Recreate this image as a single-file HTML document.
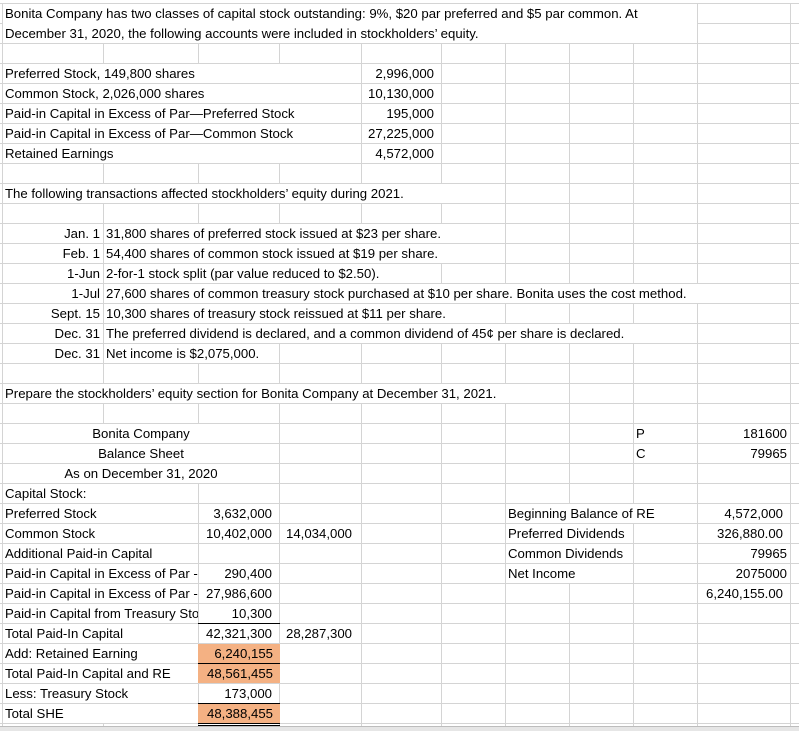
<!DOCTYPE html>
<html><head><meta charset="utf-8"><style>
html,body{margin:0;padding:0}
body{width:799px;height:730px;position:relative;overflow:hidden;background:#fff;font-family:"Liberation Sans",sans-serif;font-size:13.2px;color:#000}
.grid{position:absolute;left:0;top:3px;width:799px;height:723px;background:repeating-linear-gradient(to bottom,#d4d4d4 0,#d4d4d4 1px,transparent 1px,transparent 20px)}
.v{position:absolute;top:3px;height:723px;width:1px;background:#d4d4d4}
.c{position:absolute;height:19px;line-height:20px;background:#fff;white-space:nowrap;padding:0 2px;box-sizing:border-box;overflow:hidden}
.r{text-align:right;padding-right:7px}
.g{text-align:right;padding-right:3px}
.o{background:#f4b183}
.b{position:absolute;left:198px;width:82px;height:1px;background:#000}
</style></head><body>
<div class="grid"></div>
<div class="v" style="left:2px"></div>
<div class="v" style="left:103px"></div>
<div class="v" style="left:198px"></div>
<div class="v" style="left:279px"></div>
<div class="v" style="left:361px"></div>
<div class="v" style="left:441px"></div>
<div class="v" style="left:505px"></div>
<div class="v" style="left:569px"></div>
<div class="v" style="left:633px"></div>
<div class="v" style="left:697px"></div>
<div class="v" style="left:790px"></div>

<div class="c" style="left:3px;top:4px;width:694px;height:39px;line-height:20px;padding-top:0">Bonita Company has two classes of capital stock outstanding: 9%, $20 par preferred and $5 par common. At<br>December 31, 2020, the following accounts were included in stockholders’ equity.</div>

<div class="c" style="left:3px;top:64px;width:358px">Preferred Stock, 149,800 shares</div><div class="c r" style="left:362px;top:64px;width:79px">2,996,000</div>
<div class="c" style="left:3px;top:84px;width:358px">Common Stock, 2,026,000 shares</div><div class="c r" style="left:362px;top:84px;width:79px">10,130,000</div>
<div class="c" style="left:3px;top:104px;width:358px">Paid-in Capital in Excess of Par—Preferred Stock</div><div class="c r" style="left:362px;top:104px;width:79px">195,000</div>
<div class="c" style="left:3px;top:124px;width:358px">Paid-in Capital in Excess of Par—Common Stock</div><div class="c r" style="left:362px;top:124px;width:79px">27,225,000</div>
<div class="c" style="left:3px;top:144px;width:358px">Retained Earnings</div><div class="c r" style="left:362px;top:144px;width:79px">4,572,000</div>

<div class="c" style="left:3px;top:184px;width:502px">The following transactions affected stockholders’ equity during 2021.</div>

<div class="c g" style="left:3px;top:224px;width:100px">Jan. 1</div><div class="c" style="left:104px;top:224px;width:401px">31,800 shares of preferred stock issued at $23 per share.</div>
<div class="c g" style="left:3px;top:244px;width:100px">Feb. 1</div><div class="c" style="left:104px;top:244px;width:401px">54,400 shares of common stock issued at $19 per share.</div>
<div class="c g" style="left:3px;top:264px;width:100px">1-Jun</div><div class="c" style="left:104px;top:264px;width:337px">2-for-1 stock split (par value reduced to $2.50).</div>
<div class="c g" style="left:3px;top:284px;width:100px">1-Jul</div><div class="c" style="left:104px;top:284px;width:686px">27,600 shares of common treasury stock purchased at $10 per share. Bonita uses the cost method.</div>
<div class="c g" style="left:3px;top:304px;width:100px">Sept. 15</div><div class="c" style="left:104px;top:304px;width:401px">10,300 shares of treasury stock reissued at $11 per share.</div>
<div class="c g" style="left:3px;top:324px;width:100px">Dec. 31</div><div class="c" style="left:104px;top:324px;width:593px">The preferred dividend is declared, and a common dividend of 45¢ per share is declared.</div>
<div class="c g" style="left:3px;top:344px;width:100px">Dec. 31</div><div class="c" style="left:104px;top:344px;width:175px">Net income is $2,075,000.</div>

<div class="c" style="left:3px;top:384px;width:566px">Prepare the stockholders’ equity section for Bonita Company at December 31, 2021.</div>

<div class="c" style="left:3px;top:424px;width:276px;text-align:center">Bonita Company</div>
<div class="c" style="left:3px;top:444px;width:276px;text-align:center">Balance Sheet</div>
<div class="c" style="left:3px;top:464px;width:276px;text-align:center">As on December 31, 2020</div>
<div class="c" style="left:634px;top:424px;width:63px">P</div><div class="c g" style="left:698px;top:424px;width:92px">181600</div>
<div class="c" style="left:634px;top:444px;width:63px">C</div><div class="c g" style="left:698px;top:444px;width:92px">79965</div>

<div class="c" style="left:3px;top:484px;width:195px">Capital Stock:</div>
<div class="c" style="left:3px;top:504px;width:195px">Preferred Stock</div><div class="c r" style="left:199px;top:504px;width:80px">3,632,000</div>
<div class="c" style="left:3px;top:524px;width:195px">Common Stock</div><div class="c r" style="left:199px;top:524px;width:80px">10,402,000</div><div class="c r" style="left:280px;top:524px;width:81px;padding-right:9px">14,034,000</div>
<div class="c" style="left:3px;top:544px;width:195px">Additional Paid-in Capital</div>
<div class="c" style="left:3px;top:564px;width:195px">Paid-in Capital in Excess of Par - Preferred</div><div class="c r" style="left:199px;top:564px;width:80px">290,400</div>
<div class="c" style="left:3px;top:584px;width:195px">Paid-in Capital in Excess of Par - Common</div><div class="c r" style="left:199px;top:584px;width:80px">27,986,600</div>
<div class="c" style="left:3px;top:604px;width:195px">Paid-in Capital from Treasury Stock</div><div class="c r" style="left:199px;top:604px;width:80px">10,300</div>
<div class="c" style="left:3px;top:624px;width:195px">Total Paid-In Capital</div><div class="c r" style="left:199px;top:624px;width:80px">42,321,300</div><div class="c r" style="left:280px;top:624px;width:81px;padding-right:9px">28,287,300</div>
<div class="c" style="left:3px;top:644px;width:195px">Add: Retained Earning</div><div class="c r o" style="left:198px;top:644px;width:82px">6,240,155</div>
<div class="c" style="left:3px;top:664px;width:195px">Total Paid-In Capital and RE</div><div class="c r o" style="left:198px;top:664px;width:82px">48,561,455</div>
<div class="c" style="left:3px;top:684px;width:195px">Less: Treasury Stock</div><div class="c r" style="left:199px;top:684px;width:80px">173,000</div>
<div class="c" style="left:3px;top:704px;width:195px">Total SHE</div><div class="c r o" style="left:198px;top:704px;width:82px">48,388,455</div>
<div class="b" style="top:623px"></div>
<div class="b" style="top:663px"></div>
<div class="b" style="top:703px"></div>
<div class="b" style="top:723px"></div>
<div class="b" style="top:725px"></div>

<div class="c" style="left:506px;top:504px;width:191px">Beginning Balance of RE</div><div class="c r" style="left:698px;top:504px;width:92px">4,572,000</div>
<div class="c" style="left:506px;top:524px;width:127px">Preferred Dividends</div><div class="c r" style="left:698px;top:524px;width:92px">326,880.00</div>
<div class="c" style="left:506px;top:544px;width:127px">Common Dividends</div><div class="c g" style="left:698px;top:544px;width:92px">79965</div>
<div class="c" style="left:506px;top:564px;width:127px">Net Income</div><div class="c g" style="left:698px;top:564px;width:92px">2075000</div>
<div class="c r" style="left:698px;top:584px;width:92px">6,240,155.00</div>

<div style="position:absolute;left:0;top:726px;width:799px;height:4px;background:#e6e6e6;border-top:1px solid #bdbdbd"></div>
</body></html>
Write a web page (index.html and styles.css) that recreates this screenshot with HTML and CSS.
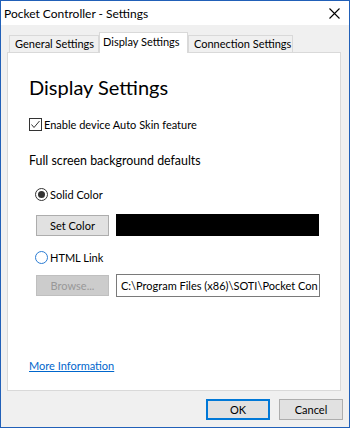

___

### Aim of the exercise:
Above are the records; repeat their lines from the first through the line containing "in stockholders’ equity.</div>", and leave out each picture.

### Solution to this exercise:
Recreate this image as a single-file HTML document.
<!DOCTYPE html>
<html><head><meta charset="utf-8"><style>
html,body{margin:0;padding:0}
body{width:799px;height:730px;position:relative;overflow:hidden;background:#fff;font-family:"Liberation Sans",sans-serif;font-size:13.2px;color:#000}
.grid{position:absolute;left:0;top:3px;width:799px;height:723px;background:repeating-linear-gradient(to bottom,#d4d4d4 0,#d4d4d4 1px,transparent 1px,transparent 20px)}
.v{position:absolute;top:3px;height:723px;width:1px;background:#d4d4d4}
.c{position:absolute;height:19px;line-height:20px;background:#fff;white-space:nowrap;padding:0 2px;box-sizing:border-box;overflow:hidden}
.r{text-align:right;padding-right:7px}
.g{text-align:right;padding-right:3px}
.o{background:#f4b183}
.b{position:absolute;left:198px;width:82px;height:1px;background:#000}
</style></head><body>
<div class="grid"></div>
<div class="v" style="left:2px"></div>
<div class="v" style="left:103px"></div>
<div class="v" style="left:198px"></div>
<div class="v" style="left:279px"></div>
<div class="v" style="left:361px"></div>
<div class="v" style="left:441px"></div>
<div class="v" style="left:505px"></div>
<div class="v" style="left:569px"></div>
<div class="v" style="left:633px"></div>
<div class="v" style="left:697px"></div>
<div class="v" style="left:790px"></div>

<div class="c" style="left:3px;top:4px;width:694px;height:39px;line-height:20px;padding-top:0">Bonita Company has two classes of capital stock outstanding: 9%, $20 par preferred and $5 par common. At<br>December 31, 2020, the following accounts were included in stockholders’ equity.</div>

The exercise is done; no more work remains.